┌─ Materials provided
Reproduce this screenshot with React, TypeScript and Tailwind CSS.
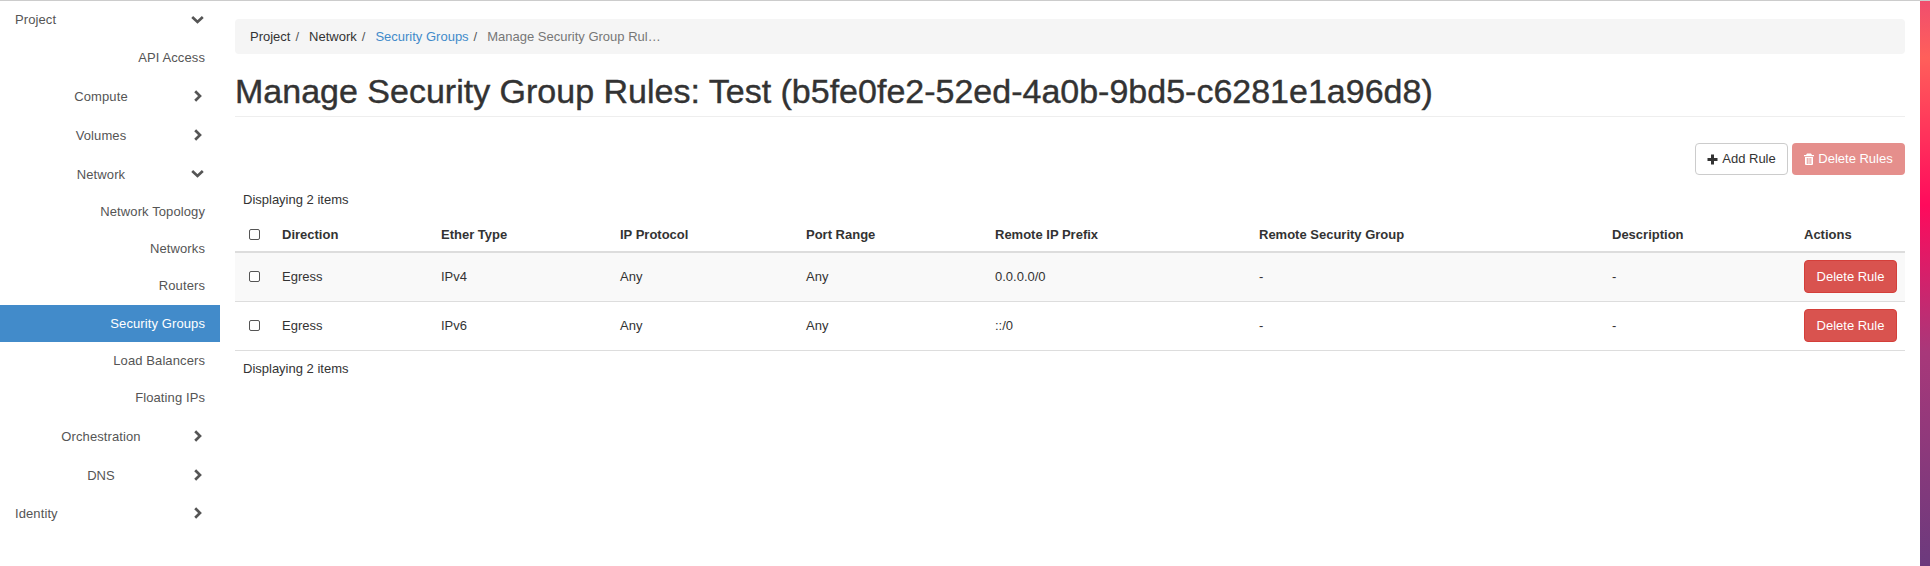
const font = "font-['Liberation_Sans',Arial,sans-serif]";

const ChevRight = () => (
  <svg viewBox="0 0 10 12" className="h-[12px] w-[10px]" fill="none" stroke="#555" strokeWidth="2.7">
    <path d="M2.2 1.2 L7 6 L2.2 10.8" />
  </svg>
);
const ChevDown = () => (
  <svg viewBox="0 0 13 10" className="h-[10px] w-[13px]" fill="none" stroke="#555" strokeWidth="2.7">
    <path d="M1.2 2 L6.5 7 L11.8 2" />
  </svg>
);
const PlusIcon = () => (
  <svg viewBox="0 0 11 11" className="h-[11px] w-[11px]" fill="#333">
    <path d="M4 0.5h3v3.5h3.5v3H7v3.5H4V7H0.5V4H4z" />
  </svg>
);
const TrashIcon = () => (
  <svg viewBox="0 0 10 12" className="h-[12px] w-[10px]" fill="#fff">
    <path d="M3 0.5h4l1 1.5h2v1.2H0V2h2z" />
    <path fillRule="evenodd" d="M1 4h8v7a1 1 0 0 1-1 1H2a1 1 0 0 1-1-1zM2.8 5v6h0.9V5zM4.6 5v6h0.9V5zM6.4 5v6h0.9V5z" />
  </svg>
);

function Top({ label, open, left }: { label: string; open?: boolean; left?: boolean }) {
  return (
    <div className="flex h-[38.8px] items-center pl-[15px] pr-[16px] tracking-[0.1px] text-[#555]">
      <span className={`${left ? "flex-1 text-left" : "mr-[4px] flex-1 text-center"} ${label === "Project" ? "" : "pt-[2px]"}`}>{label}</span>
      <span className="flex w-[13px] justify-center">{open ? <ChevDown /> : <ChevRight />}</span>
    </div>
  );
}

function Sub({ label, active }: { label: string; active?: boolean }) {
  return (
    <div className={`flex h-[37.2px] items-center justify-end pr-[15px] tracking-[0.1px] ${active ? "bg-[#428bca] text-white" : "text-[#555]"}`}>
      {label}
    </div>
  );
}

const Box = () => <span className="block h-[11px] w-[11px] rounded-[2px] border border-[#555] bg-white" />;

const DelRule = () => (
  <button className="flex h-[33px] w-[93px] items-center justify-center rounded-[4px] border border-[#d43f3a] bg-[#d9534f] text-white">
    Delete Rule
  </button>
);

const rows = [
  ["Egress", "IPv4", "Any", "Any", "0.0.0.0/0", "-", "-"],
  ["Egress", "IPv6", "Any", "Any", "::/0", "-", "-"],
];
const heads = ["Direction", "Ether Type", "IP Protocol", "Port Range", "Remote IP Prefix", "Remote Security Group", "Description", "Actions"];
const widths = ["w-[159px]", "w-[179px]", "w-[186px]", "w-[189px]", "w-[264px]", "w-[353px]", "w-[192px]", "w-[101px]"];

export default function App() {
  return (
    <div className={`${font} flex h-[566px] w-[1930px] overflow-hidden border-t border-[#ccc] bg-white text-[13px] leading-[18px] text-[#333]`}>
      <aside className="w-[220px] shrink-0">
        <Top label="Project" open left />
        <Sub label="API Access" />
        <Top label="Compute" />
        <Top label="Volumes" />
        <Top label="Network" open />
        <Sub label="Network Topology" />
        <Sub label="Networks" />
        <Sub label="Routers" />
        <Sub label="Security Groups" active />
        <Sub label="Load Balancers" />
        <Sub label="Floating IPs" />
        <Top label="Orchestration" />
        <Top label="DNS" />
        <Top label="Identity" left />
      </aside>
      <main className="w-[1670px] shrink-0 ml-[15px] pt-[18px]">
        <nav className="flex h-[35px] items-center rounded-[4px] bg-[#f5f5f5] pl-[15px]">
          <span>Project</span>
          <span className="pl-[5px] pr-[10px] text-[#555]">/</span>
          <span>Network</span>
          <span className="pl-[5px] pr-[10px] text-[#555]">/</span>
          <span className="text-[#428bca]">Security Groups</span>
          <span className="pl-[5px] pr-[10px] text-[#555]">/</span>
          <span className="text-[#777]">Manage Security Group Rul…</span>
        </nav>
        <h1 className="mt-[20px] h-[42px] text-[34px] leading-[35px] font-normal text-[#333] [-webkit-text-stroke:0.4px_#333]">
          Manage Security Group Rules: Test (b5fe0fe2-52ed-4a0b-9bd5-c6281e1a96d8)
        </h1>
        <div className="h-px bg-[#eee]" />
        <div className="mt-[26px] flex justify-end gap-[4px]">
          <button className="flex h-[32px] w-[93px] items-center justify-center gap-[4px] rounded-[4px] border border-[#ccc] bg-white text-[#333]">
            <PlusIcon /> Add Rule
          </button>
          <button className="flex h-[32px] w-[113px] items-center justify-center gap-[4px] rounded-[4px] bg-[#e58f8c] text-white">
            <TrashIcon /> Delete Rules
          </button>
        </div>
        <div className="mt-[16px] h-[18px] pl-[8px]">Displaying 2 items</div>
        <table className="mt-[9px] w-[1670px] table-fixed border-collapse">
          <thead>
            <tr className="h-[34px] border-b-2 border-[#ddd]">
              <th className="w-[47px] pl-[14px] text-left"><Box /></th>
              {heads.map((h, i) => (
                <th key={h} className={`${widths[i]} text-left font-bold`}>{h}</th>
              ))}
            </tr>
          </thead>
          <tbody>
            {rows.map((r, i) => (
              <tr key={i} className={`h-[49px] border-b border-[#ddd] ${i === 0 ? "bg-[#f9f9f9]" : ""}`}>
                <td className="pl-[14px]"><Box /></td>
                {r.map((c, j) => <td key={j}>{c}</td>)}
                <td><DelRule /></td>
              </tr>
            ))}
          </tbody>
        </table>
        <div className="mt-[9px] pl-[8px]">Displaying 2 items</div>
      </main>
      <div className="ml-[15px] h-[566px] w-[10px] shrink-0 bg-[linear-gradient(180deg,#f04e6e_0%,#ff5f5a_10%,#ff0a5c_36%,#a8387a_62%,#6b3a7d_100%)]" />
    </div>
  );
}
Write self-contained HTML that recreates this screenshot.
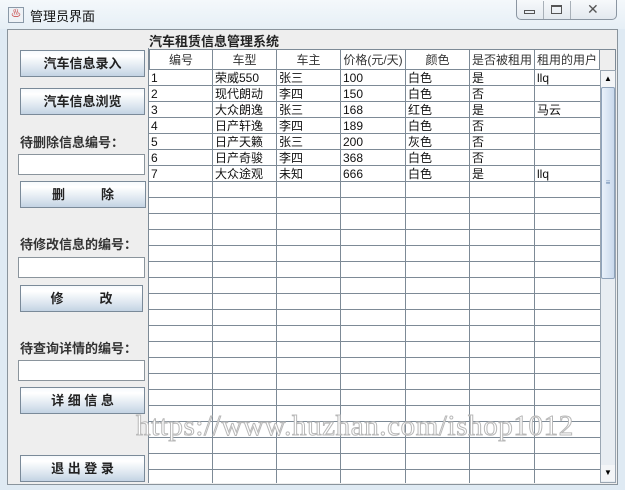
<!DOCTYPE html>
<html><head><meta charset="utf-8"><style>
*{margin:0;padding:0;box-sizing:border-box}
body{width:625px;height:490px;overflow:hidden;background:#dfeaf3;font-family:"Liberation Sans","Noto Sans CJK SC",sans-serif;position:relative}
.a{position:absolute}
.title{left:0;top:0;width:625px;height:29px;background:linear-gradient(#f4f8fb,#e6eff6)}
.panel{left:7px;top:29px;width:611px;height:456px;background:#eeeeee;border:1px solid #8a949c}
.btn{position:absolute;left:20px;width:125px;height:27px;border:1px solid #7a8a99;background:linear-gradient(#f6f9fc 0%,#ffffff 20%,#dbe5ef 70%,#c3d3e3 100%);font-weight:bold;font-size:13px;color:#222;text-align:center;line-height:25px;white-space:nowrap}
.lbl{position:absolute;left:20px;font-weight:bold;font-size:13px;color:#333;white-space:nowrap}
.inp{position:absolute;left:18px;width:127px;height:21px;background:#fff;border:1px solid #8a949c}
.grid{left:149px;top:70px;width:451px;height:413px;background-color:#fff;
background-image:repeating-linear-gradient(to bottom,transparent 0 15px,#7d8a96 15px 16px),linear-gradient(to right,transparent 0 63px,#7d8a96 63px 64px,transparent 64px 127px,#7d8a96 127px 128px,transparent 128px 191px,#7d8a96 191px 192px,transparent 192px 256px,#7d8a96 256px 257px,transparent 257px 320px,#7d8a96 320px 321px,transparent 321px 385px,#7d8a96 385px 386px,transparent 386px)}
.hd{top:49px;height:21px;background:#fff;border-right:1px solid #7d8a96;border-bottom:1px solid #7d8a96;font-size:12px;text-align:center;line-height:20px;color:#333;white-space:nowrap;overflow:hidden}
.c{position:absolute;font-size:12px;line-height:16px;color:#111;white-space:nowrap;width:62px}
</style></head><body>
<div class="a title"></div>
<div class="a" style="left:8px;top:7px;width:16px;height:16px;border:1px solid #8a99a8;background:#eef2f6;font-size:10px;color:#c55;text-align:center;line-height:14px">♨</div>
<div class="a" style="left:30px;top:6px;font-size:13px;color:#111">管理员界面</div>
<div class="a" style="left:516px;top:0;width:101px;height:20px;border:1px solid #8b96a2;border-top:none;border-radius:0 0 5px 5px;background:linear-gradient(#f7f9fb,#e3e9ef)"></div>
<div class="a" style="left:543px;top:1px;width:1px;height:18px;background:#a8b0b8"></div>
<div class="a" style="left:570px;top:1px;width:1px;height:18px;background:#a8b0b8"></div>
<div class="a" style="left:524px;top:10px;width:11px;height:4px;border:1px solid #555"></div>
<div class="a" style="left:551px;top:5px;width:11px;height:9px;border:1px solid #555;border-top-width:2px"></div>
<div class="a" style="left:587px;top:1px;font-size:14px;color:#555">✕</div>
<div class="a panel"></div>
<div class="a" style="left:149px;top:31px;font-weight:bold;font-size:13px;color:#222">汽车租赁信息管理系统</div>
<div class="btn" style="top:50px">汽车信息录入</div>
<div class="btn" style="top:88px">汽车信息浏览</div>
<div class="lbl" style="top:132px">待删除信息编号：</div>
<div class="inp" style="top:154px"></div>
<div class="btn" style="top:181px;width:126px">删&nbsp;&nbsp;&nbsp;&nbsp;&nbsp;&nbsp;&nbsp;&nbsp;&nbsp;&nbsp;除</div>
<div class="lbl" style="top:234px">待修改信息的编号：</div>
<div class="inp" style="top:257px"></div>
<div class="btn" style="top:285px;width:123px">修&nbsp;&nbsp;&nbsp;&nbsp;&nbsp;&nbsp;&nbsp;&nbsp;&nbsp;&nbsp;改</div>
<div class="lbl" style="top:338px">待查询详情的编号：</div>
<div class="inp" style="top:360px"></div>
<div class="btn" style="top:387px">详 细 信 息</div>
<div class="btn" style="top:455px">退 出 登 录</div>
<div class="a grid"></div>
<div class="a" style="left:148px;top:48px;width:1px;height:435px;background:#7d8a96"></div>
<div class="a hd" style="left:149px;width:64px;border-left:1px solid #7d8a96;border-top:1px solid #7d8a96">编号</div>
<div class="a hd" style="left:213px;width:64px;border-top:1px solid #7d8a96">车型</div>
<div class="a hd" style="left:277px;width:64px;border-top:1px solid #7d8a96">车主</div>
<div class="a hd" style="left:341px;width:65px;border-top:1px solid #7d8a96">价格(元/天)</div>
<div class="a hd" style="left:406px;width:64px;border-top:1px solid #7d8a96">颜色</div>
<div class="a hd" style="left:470px;width:65px;border-top:1px solid #7d8a96">是否被租用</div>
<div class="a hd" style="left:535px;width:65px;border-top:1px solid #7d8a96">租用的用户</div>
<div class="a" style="left:600px;top:49px;width:16px;height:21px;background:#eee;border-top:1px solid #7d8a96;border-right:1px solid #7d8a96"></div>
<div class="a" style="left:600px;top:70px;width:16px;height:413px;background:#e8edf2;border:1px solid #9aa6b2"></div>
<div class="a" style="left:601px;top:71px;width:14px;height:16px;background:#f3f5f7;font-size:8px;text-align:center;line-height:16px">▲</div>
<div class="a" style="left:601px;top:87px;width:14px;height:192px;border:1px solid #8fa3ba;border-radius:2px;background:linear-gradient(to right,#e9f1fa,#c9d9ec);font-size:8px;color:#6a8ab0;text-align:center;line-height:190px">≡</div>
<div class="a" style="left:601px;top:465px;width:14px;height:16px;background:#f3f5f7;font-size:8px;text-align:center;line-height:16px">▼</div>
<div class="a" style="left:151px;top:70px">
<div class="c" style="left:0;top:0">1<br>2<br>3<br>4<br>5<br>6<br>7</div>
<div class="c" style="left:64px;top:0">荣威550<br>现代朗动<br>大众朗逸<br>日产轩逸<br>日产天籁<br>日产奇骏<br>大众途观</div>
<div class="c" style="left:128px;top:0">张三<br>李四<br>张三<br>李四<br>张三<br>李四<br>未知</div>
<div class="c" style="left:192px;top:0">100<br>150<br>168<br>189<br>200<br>368<br>666</div>
<div class="c" style="left:257px;top:0">白色<br>白色<br>红色<br>白色<br>灰色<br>白色<br>白色</div>
<div class="c" style="left:321px;top:0">是<br>否<br>是<br>否<br>否<br>否<br>是</div>
<div class="c" style="left:386px;top:0">llq<br>&nbsp;<br>马云<br>&nbsp;<br>&nbsp;<br>&nbsp;<br>llq</div>
</div>
<div class="a" style="left:136px;top:410px;font-family:'Liberation Serif',serif;font-size:29px;color:#fff;-webkit-text-stroke:1px #b8b8b8;letter-spacing:0.6px;white-space:nowrap">https://www.huzhan.com/ishop1012</div>
</body></html>
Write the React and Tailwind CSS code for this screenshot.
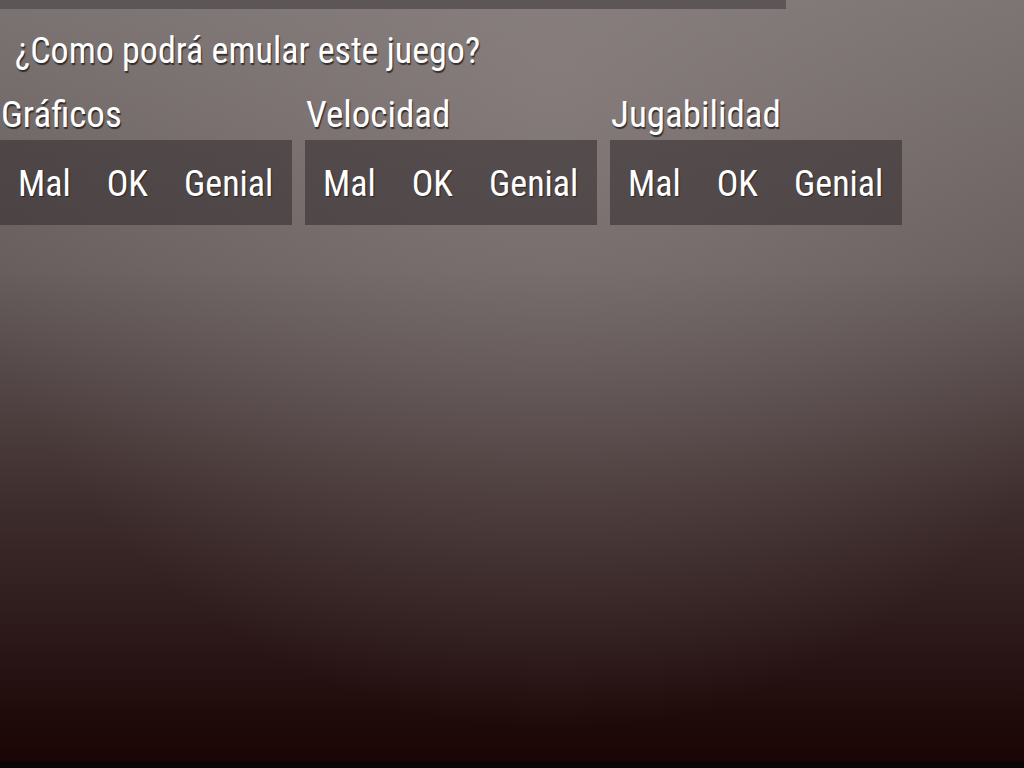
const sections = ['Gráficos', 'Velocidad', 'Jugabilidad'];
const options = ['Mal', 'OK', 'Genial'];

export default function App() {
  return (
    <div
      className="relative flex h-[768px] w-[1024px] flex-col overflow-hidden bg-[radial-gradient(ellipse_60%_85%_at_54%_10%,rgba(150,140,140,0.5),rgba(150,140,140,0)),linear-gradient(to_bottom,#7a7171_0%,#675d5d_35%,#3f2e2e_65%,#1a0404_99%,#080606_99.3%)] text-white [font-family:'Roboto_Condensed',Roboto,sans-serif] [font-stretch:condensed]"
    >
      {/* top bar */}
      <div className="h-[9px] w-[786px] bg-[#5d5656]" />

      <h1 className="mt-[20px] pl-[15px] text-[36px] leading-[44px] [text-shadow:1px_2px_1px_rgba(0,0,0,0.6)]">
        ¿Como podrá emular este juego?
      </h1>

      <div className="mt-[20px] flex gap-[13px]">
        {sections.map((s) => (
          <div key={s} className="flex w-[292px] flex-col">
            <div className="pl-[1px] text-[37px] leading-[44px] [text-shadow:1px_2px_1px_rgba(0,0,0,0.6)]">
              {s}
            </div>
            <div className="mt-[3px] flex h-[85px] items-center bg-[rgba(55,48,48,0.6)]">
              {options.map((o) => (
                <button
                  key={o}
                  className="h-full px-[18px] pt-[2px] text-[36px] leading-[40px] text-white [text-shadow:1px_1px_1px_rgba(0,0,0,0.5)]"
                >
                  {o}
                </button>
              ))}
            </div>
          </div>
        ))}
      </div>
    </div>
  );
}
└─
__Your goal__: Leave out the pictures and give again exactly the lines from the one with "Write the React" through the one with "const options = ['Mal', 'OK', 'Genial'];", and no others.

__Solution to this exercise__:
Write the React and Tailwind CSS code for this screenshot.
const sections = ['Gráficos', 'Velocidad', 'Jugabilidad'];
const options = ['Mal', 'OK', 'Genial'];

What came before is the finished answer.